As an American, I was particularly impressed by the Members’ eagerness to interact with students in a small panel at Sichuan University, and the candor with which they discussed their jobs and answered questions on a fusillade of topics. It was something that could never have been scripted, which is probably why it made such an impression. It was also a perfect example of how I’ve sometimes achieved the greatest appreciation for the American system when traveling far from Washington. More recently, I can’t help noticing the unprecedentedly-accessible symbolic approach that China’s new President Xi Jinping has employed in holding his own umbrella, buying his own steamed buns, and delivering his “Oval Office” New Year’s address. I hope that the Chinese people can continue to pursue governance through their own officials that best addresses the massive challenges and opportunities facing their nation.

Our delegation’s itinerary was packed with other fascinating meetings. In Beijing we sat down and broke bread with Chinese and American officials. We discussed regional dynamics and concerns with State Councilor Dai Bingguo in the Great Hall of the People. We addressed economic issues with Vice Premier Wang Qishan, then in charge of economic, energy and financial affairs, in China’s Zhongnanhai leadership compound; as well as with scholars from the Central Party School. We enjoyed an all-too-brief meeting with Ambassador Jon Huntsman and his staff at the U.S. Embassy on the ambassador’s last day in office. I have rarely seen anyone make more incisive points more concisely on Sino-American relations—it seemed a shame that he was in the process of leaving the post, but the campaign trail was calling. A tour of Chengdu Aircraft Corporation Factory 132 rounded out our defense-related visits.
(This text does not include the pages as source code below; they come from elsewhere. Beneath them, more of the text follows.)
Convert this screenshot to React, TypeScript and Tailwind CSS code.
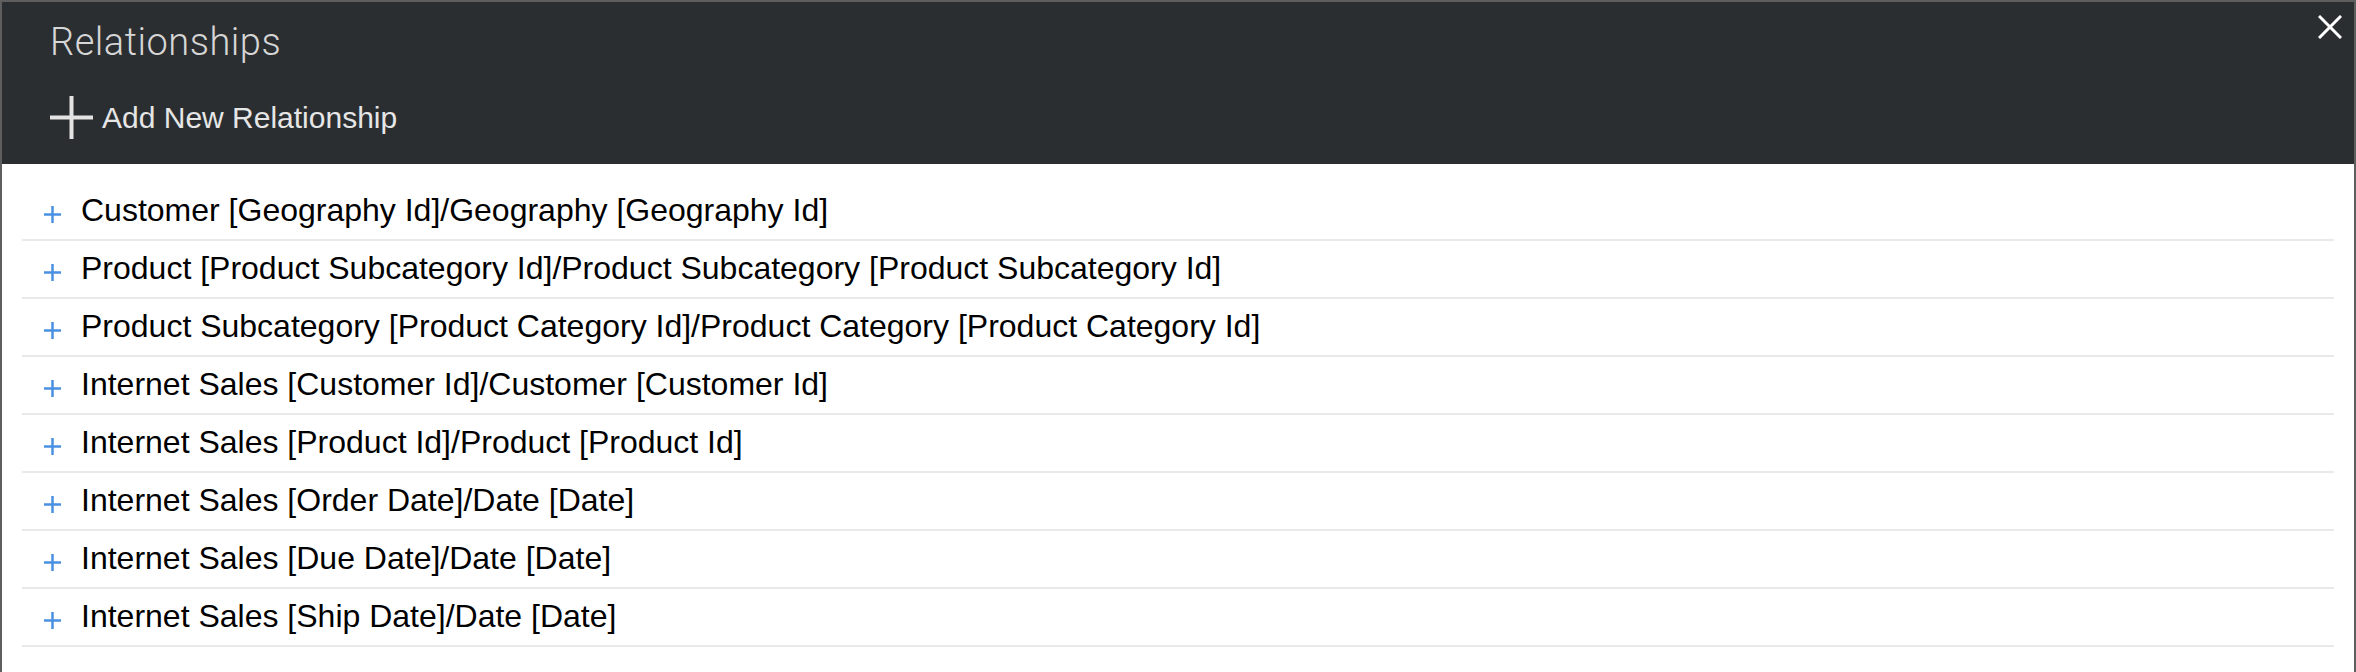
import React from 'react';

const relationships = [
  'Customer [Geography Id]/Geography [Geography Id]',
  'Product [Product Subcategory Id]/Product Subcategory [Product Subcategory Id]',
  'Product Subcategory [Product Category Id]/Product Category [Product Category Id]',
  'Internet Sales [Customer Id]/Customer [Customer Id]',
  'Internet Sales [Product Id]/Product [Product Id]',
  'Internet Sales [Order Date]/Date [Date]',
  'Internet Sales [Due Date]/Date [Date]',
  'Internet Sales [Ship Date]/Date [Date]',
];

const PlusIcon = ({ size, stroke, color }: { size: number; stroke: number; color: string }) => (
  <svg width={size} height={size} viewBox={`0 0 ${size} ${size}`} className="shrink-0">
    <line x1={0} y1={size / 2} x2={size} y2={size / 2} stroke={color} strokeWidth={stroke} />
    <line x1={size / 2} y1={0} x2={size / 2} y2={size} stroke={color} strokeWidth={stroke} />
  </svg>
);

const App = () => {
  return (
    <div className="w-full h-[672px] overflow-hidden bg-white border-t-2 border-l-2 border-r-2 border-[#5e5e5e] font-['Liberation_Sans',Arial,sans-serif]">
      <header className="relative bg-[#2b2e31] pt-[21px] pb-[25px] pl-[48px]">
        <h1 className="text-[38px] leading-none font-light tracking-[0.5px] text-[#d6d6d6] font-['Roboto',sans-serif]">
          Relationships
        </h1>
        <button className="mt-[35px] flex items-center gap-[9px] text-[30px] leading-none text-[#e6e6e6]">
          <PlusIcon size={43} stroke={4} color="#e3e3e3" />
          <span>Add New Relationship</span>
        </button>
        <button className="absolute top-[13px] right-[12px]" aria-label="Close">
          <svg width="24" height="24" viewBox="0 0 24 24">
            <line x1="1" y1="1" x2="23" y2="23" stroke="#ffffff" strokeWidth="3" />
            <line x1="23" y1="1" x2="1" y2="23" stroke="#ffffff" strokeWidth="3" />
          </svg>
        </button>
      </header>
      <ul className="px-5 pt-[19px]">
        {relationships.map((r) => (
          <li
            key={r}
            className="flex items-center h-[58px] pl-[22px] gap-[20px] border-b-2 border-[#e9e9e9] text-[32px] text-black"
          >
            <span className="mt-[7px]">
              <PlusIcon size={17} stroke={2.5} color="#4a90e2" />
            </span>
            <span className="leading-none -mt-[2px]">{r}</span>
          </li>
        ))}
      </ul>
    </div>
  );
};

export default App;
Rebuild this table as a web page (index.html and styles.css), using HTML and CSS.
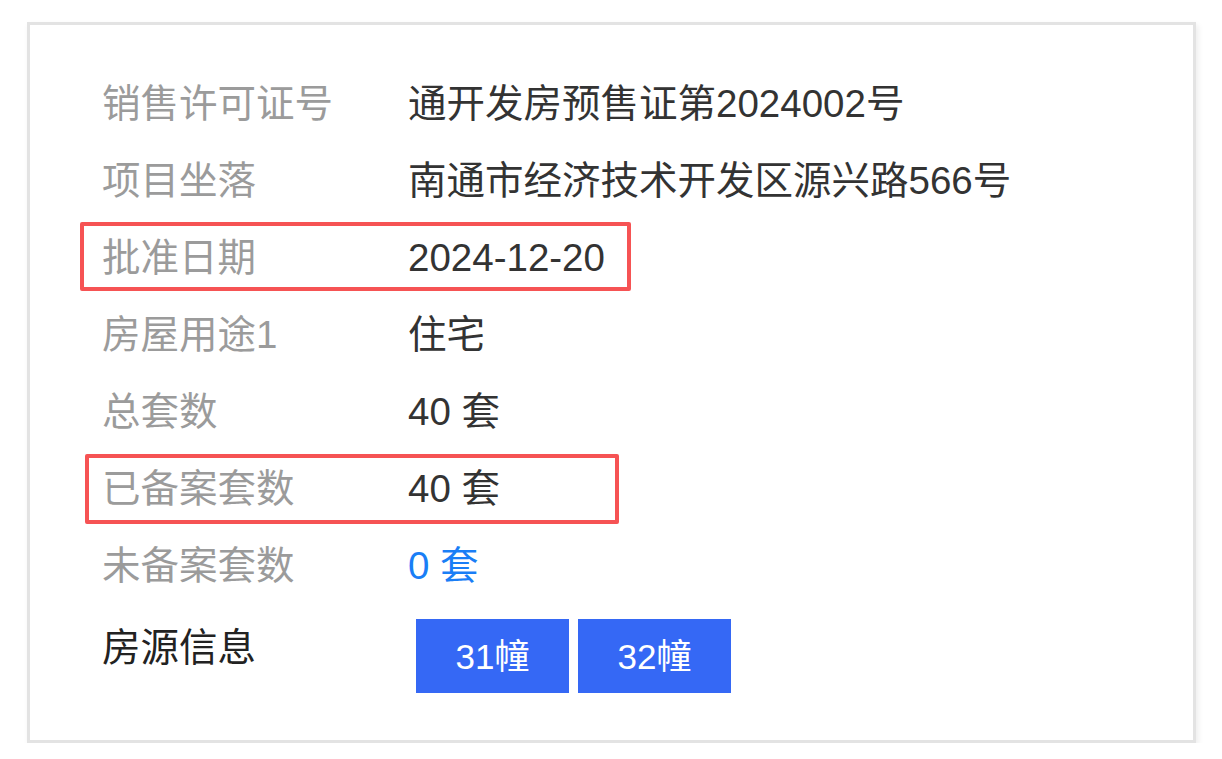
FILE: index.html
```html
<!DOCTYPE html>
<html lang="zh-CN">
<head>
  <meta charset="UTF-8">
  <meta name="viewport" content="width=device-width, initial-scale=1.0">
  <title>预售许可证信息</title>
  <link rel="stylesheet" href="styles.css">
</head>
<body>
  <div class="card">
    <div class="row"><span class="label">销售许可证号</span><span class="value">通开发房预售证第2024002号</span></div>
    <div class="row"><span class="label">项目坐落</span><span class="value">南通市经济技术开发区源兴路566号</span></div>
    <div class="row"><span class="label">批准日期</span><span class="value">2024-12-20</span></div>
    <div class="row"><span class="label">房屋用途1</span><span class="value">住宅</span></div>
    <div class="row"><span class="label">总套数</span><span class="value">40 套</span></div>
    <div class="row"><span class="label">已备案套数</span><span class="value">40 套</span></div>
    <div class="row"><span class="label">未备案套数</span><span class="value link">0 套</span></div>
    <div class="row houses">
      <span class="label dark">房源信息</span>
      <div class="buttons">
        <span class="btn">31幢</span>
        <span class="btn">32幢</span>
      </div>
    </div>

    <div class="mark mark-date"></div>
    <div class="mark mark-filed"></div>
  </div>
</body>
</html>
```

FILE: styles.css
```css
body {
  margin: 0;
  background: #fff;
  font-family: "Liberation Sans", "Noto Sans CJK SC", sans-serif;
}

.card {
  position: relative;
  box-sizing: border-box;
  width: 1169px;
  height: 721px;
  margin: 22px 0 0 27px;
  padding: 41px 0 0 72px;
  border: 3px solid #e3e3e3;
  box-shadow: 2px 3px 6px rgba(0, 0, 0, 0.08);
  background: #fff;
}

.row {
  display: flex;
  align-items: center;
  height: 77px;
  font-size: 38.5px;
  line-height: 1;
}

.label {
  width: 306px;
  flex: none;
  color: #9b9b9b;
}

.label.dark {
  color: #222;
}

.value {
  color: #333;
}

.value.link {
  color: #1a7ef6;
}

.houses {
  align-items: flex-start;
  height: auto;
  margin-top: 14px;
}

.houses .label {
  padding-top: 10px;
}

.buttons {
  display: flex;
  gap: 9px;
  margin-left: 8px;
}

.btn {
  display: flex;
  align-items: center;
  justify-content: center;
  width: 153px;
  height: 74px;
  background: #3568f5;
  color: #fff;
  font-size: 35px;
}

.mark {
  position: absolute;
  border: 4px solid #f65354;
  border-radius: 2px;
}

.mark-date {
  left: 50px;
  top: 197px;
  width: 543px;
  height: 61px;
}

.mark-filed {
  left: 55px;
  top: 429px;
  width: 526px;
  height: 62px;
}
```
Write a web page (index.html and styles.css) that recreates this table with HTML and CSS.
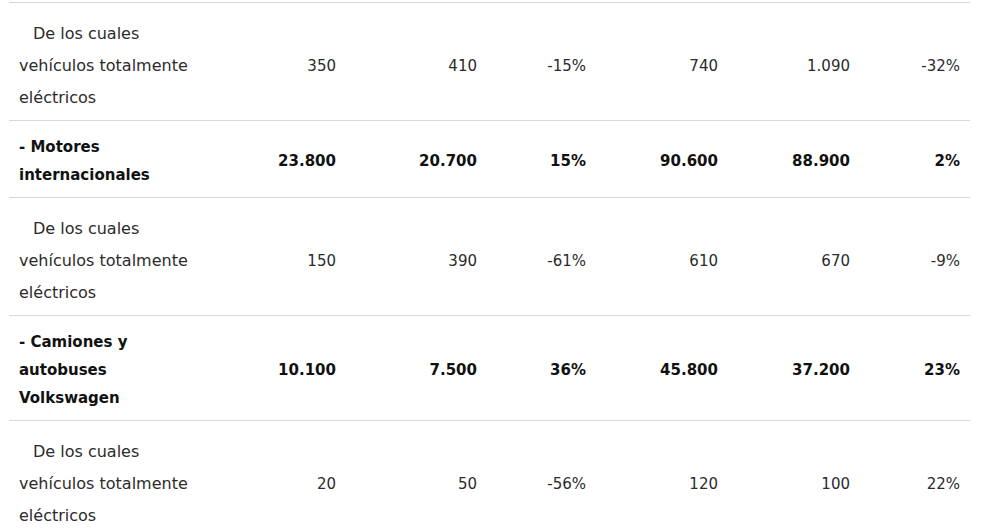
FILE: index.html
```html
<!DOCTYPE html>
<html lang="es">
<head>
<meta charset="utf-8">
<link rel="stylesheet" href="styles.css">
</head>
<body>
<table class="data">
  <colgroup>
    <col class="c1"><col class="c2"><col class="c3"><col class="c4"><col class="c5"><col class="c6"><col class="c7">
  </colgroup>
  <tbody>
    <tr class="sub">
      <td class="label"><span class="indent">De los cuales</span> vehículos totalmente eléctricos</td>
      <td>350</td><td>410</td><td>-15%</td><td>740</td><td>1.090</td><td>-32%</td>
    </tr>
    <tr class="main">
      <td class="label">- Motores internacionales</td>
      <td>23.800</td><td>20.700</td><td>15%</td><td>90.600</td><td>88.900</td><td>2%</td>
    </tr>
    <tr class="sub">
      <td class="label"><span class="indent">De los cuales</span> vehículos totalmente eléctricos</td>
      <td>150</td><td>390</td><td>-61%</td><td>610</td><td>670</td><td>-9%</td>
    </tr>
    <tr class="main">
      <td class="label">- Camiones y autobuses Volkswagen</td>
      <td>10.100</td><td>7.500</td><td>36%</td><td>45.800</td><td>37.200</td><td>23%</td>
    </tr>
    <tr class="sub">
      <td class="label"><span class="indent">De los cuales</span> vehículos totalmente eléctricos</td>
      <td>20</td><td>50</td><td>-56%</td><td>120</td><td>100</td><td>22%</td>
    </tr>
  </tbody>
</table>
</body>
</html>
```
FILE: styles.css
```css
html, body {
  margin: 0;
  padding: 0;
  background: #fff;
}
body {
  padding: 2px 0 0 9px;
  font-family: "DejaVu Sans", sans-serif;
  color: #2b2b2b;
}
.data {
  border-collapse: collapse;
  width: 961px;
  table-layout: fixed;
  border-top: 1px solid #d9d9d9;
}
.c1 { width: 196px; }
.c2 { width: 141px; }
.c3 { width: 141px; }
.c4 { width: 109px; }
.c5 { width: 132px; }
.c6 { width: 132px; }
.c7 { width: 110px; }
.data td {
  border-bottom: 1px solid #d9d9d9;
  text-align: right;
  vertical-align: middle;
  font-size: 15px;
}
.data td.label {
  text-align: left;
}
.sub td {
  padding: 15px 10px 6px;
  line-height: 32px;
  font-weight: 400;
}
.sub td.label {
  font-size: 16px;
}
.main td {
  padding: 12px 10px 8px;
  line-height: 28px;
  font-weight: 700;
  color: #111;
}
.indent {
  padding-left: 14px;
}
```
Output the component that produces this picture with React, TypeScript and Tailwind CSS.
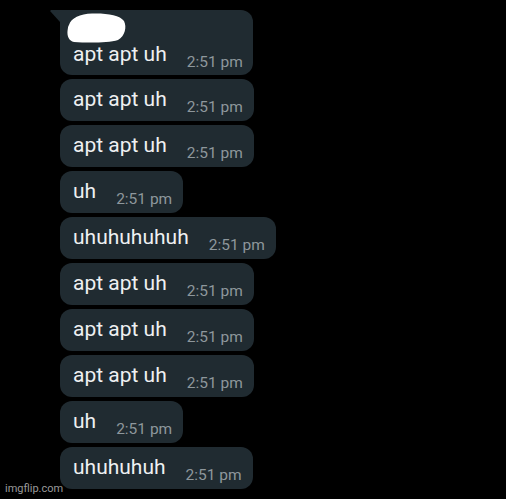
import React from "react";

const msgs = [
  "apt apt uh",
  "apt apt uh",
  "apt apt uh",
  "uh",
  "uhuhuhuhuh",
  "apt apt uh",
  "apt apt uh",
  "apt apt uh",
  "uh",
  "uhuhuhuh",
];

function Bubble({ text, first }: { text: string; first?: boolean }) {
  return (
    <div
      className={
        first
          ? "relative flex items-end h-[65px] pl-[13px] pr-[10px] rounded-[12px] rounded-tl-none bg-[#202b31]"
          : "relative flex items-end h-[42px] pl-[13px] pr-[11px] rounded-[12px] bg-[#202b31]"
      }
    >
      {first && (
        <>
          <svg
            className="absolute left-[-10px] top-0"
            width="10"
            height="12"
            viewBox="0 0 10 12"
          >
            <path d="M1 0 H10 V12 L0.5 1.5 Q0 0 1 0 Z" fill="#202b31" />
          </svg>
          <svg
            className="absolute left-[6px] top-[2px]"
            width="61"
            height="32"
            viewBox="0 0 61 32"
          >
            <path
              d="M3 13 C5 6 14 2 26 1.5 C40 1 54 3 58 9 C61 15 59 24 52 28 C42 31 22 31 8 30 C3 29 1 24 1.5 19 C2 16 2 14 3 13 Z"
              fill="#ffffff"
            />
          </svg>
        </>
      )}
      <span
        className={
          first
            ? "text-[21px] leading-[21px] text-[#eef0f1] mb-[10px] whitespace-pre"
            : "text-[21px] leading-[21px] text-[#eef0f1] mb-[11px] whitespace-pre"
        }
      >
        {text}
      </span>
      <span
        className={
          first
            ? "ml-[20px] text-[15.5px] leading-[15px] text-[#8e979c] mb-[5px] whitespace-pre"
            : "ml-[20px] text-[15.5px] leading-[15px] text-[#8e979c] mb-[6px] whitespace-pre"
        }
      >
        2:51 pm
      </span>
    </div>
  );
}

export default function App() {
  return (
    <div
      className="relative w-[506px] h-[499px] bg-black overflow-hidden"
      style={{ fontFamily: "Roboto, 'Noto Sans', sans-serif" }}
    >
      <div className="flex flex-col items-start gap-[4px] pl-[60px] pt-[10px]">
        {msgs.map((m, i) => (
          <Bubble key={i} text={m} first={i === 0} />
        ))}
      </div>
      <span className="absolute left-[5px] top-[482px] text-[11px] leading-[13px] text-[#9a9a9a]">
        imgflip.com
      </span>
    </div>
  );
}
Though the only military aircraft we saw was a J-10 fighter display model by the compound’s entrance, it was nevertheless fascinating to see firsthand sections of civilian aircraft under construction. A faculty seminar on Sino-American maritime issues at Ocean University in Qingdao, which I like to call “China’s Maritime MIT,” highlighted the growing potential for academic interaction.

The most touching moment of the trip for me came on the final morning, in Shanghai. One of the Members had a very personal mission to accomplish before flying home: to locate the house where his grandmother had grown up, which enabled her to escape the Holocaust a continent away—an experience shared by thousands of Jewish people. This vital Chinese contribution to furthering good in the world is an important reminder that U.S.-China relations has countless dimensions—not just in history books, but in family scrap books.

And then, all too quickly, it was over. Never have I been so sad to get on a plane to leave China, and never have I fallen asleep so quickly once aboard.

I simply cannot recommend PIP more highly to future applicants, and to the generous donors who make this valuable program possible. My only regret is that my three-year term had to end. I hope that someday my colleagues and I can be reunited en masse through the establishment of official alumni events.

In the meantime, I could not be more supportive of PIP and NCUSCR. Those familiar with my work know that I harbor no illusions about the ease of soon overcoming challenges in Sino-American relations, which stem not just from lack of communication but also from enduring differences in historical experiences, national interests, and political systems. But that’s precisely why NCUSCR’s many programs are so essential: this is a multifaceted and difficult but essential relationship that must be managed constantly and developed over decades. It’s that complex and important.

That’s why I stay in close touch with Jan and stop by NCUSCR’s office when I can. I do so not only to try to help out where I might be most useful, but also to capture the excitement of a dynamic organization playing a unique role in facilitating this century’s most critical relationship: that between the United States and China. Get involved with NCUSCR’s efforts, if you aren’t already, and you’ll come to know exactly what I mean.